The Senate has confirmed Stanley Fischer to the Federal Reserve Board of Governors, where he will soon become the Fed’s #2 official as Vice Chair. Fischer is an eminent mainstream macroeconomist and former Governor of the Bank of Israel (he was also chief economist at the World Bank and a top official of the IMF). His monetary policy views are largely indistinguishable from those of Ben Bernanke and Janet Yellen. He strongly favors the current Fed policy of keeping short-term interest rates near zero while gradually reducing the Fed’s bond purchases (“quantitative easing”). He is a bit more moderate than Bernanke and Yellen on so-called forward guidance, a euphemism for the Fed’s attempt to manipulate investors by announcing its supposed long-term plans in advance. But his overall understanding of how the economy works, the theories and models that lie behind his thinking, and his general policy views, are more or less the same as Bernanke’s and Yellen’s. (Not too surprising as he was Bernanke’s PhD supervisor at MIT.)
The Board of Governors, as described in official Fed publications, “supervises and regulates the operations of the Federal Reserve Banks, exercises broad responsibility in the nation’s payments system, and administers most of the nation’s laws regarding consumer credit protection.” (The Federal Open Market Committee, which conducts monetary policy, includes the Board plus the presidents of the regional Fed banks.) The Board performs these duties by conducting “thorough analysis of domestic and international financial and economic developments.” However, unlike effective governing boards at private institutions, diversity of opinion is not welcome on the Board of Governors.

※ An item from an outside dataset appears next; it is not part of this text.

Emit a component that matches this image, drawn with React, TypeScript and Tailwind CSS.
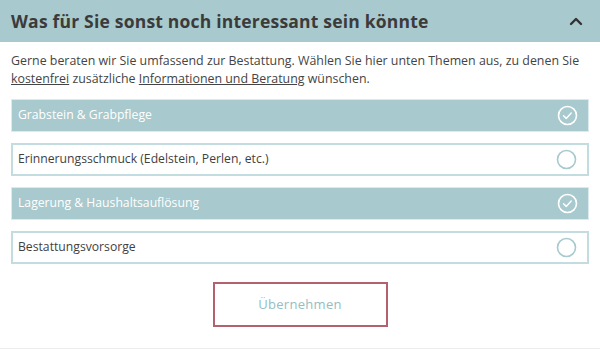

A basic principle of good organizational governance is that board members should have a variety of backgrounds, areas of expertise, theoretical or philosophical perspectives, and experiences. The board as a whole can then analyze issues from different points of view, pooling complementary sets of knowledge and skills to get a balanced and holistic perspective on problems and their possible solutions. If the Fed is supposed to provide “scientific,” politically neutral analysis and administration, wouldn’t you expect some diversity on the Board?
Of course, I’m not expecting the Fed to appoint an Austrian economist as Governor. But there are a number of plausible, politically feasible candidates who would have provided balance to Yellen’s somewhat extreme views. John Taylor is the most obvious candidate, along with Glenn Hubbard or even Larry Summers. (OK, maybe Summers is too controversial, politically, and Hubbard was chided for not disclosing all his consulting contracts — though Fischer’s three-year tenure as Vice Chairman of Citigroup didn’t seem to hurt his nomination.) Instead, the Board will add Stanley Fischer to its echo chamber.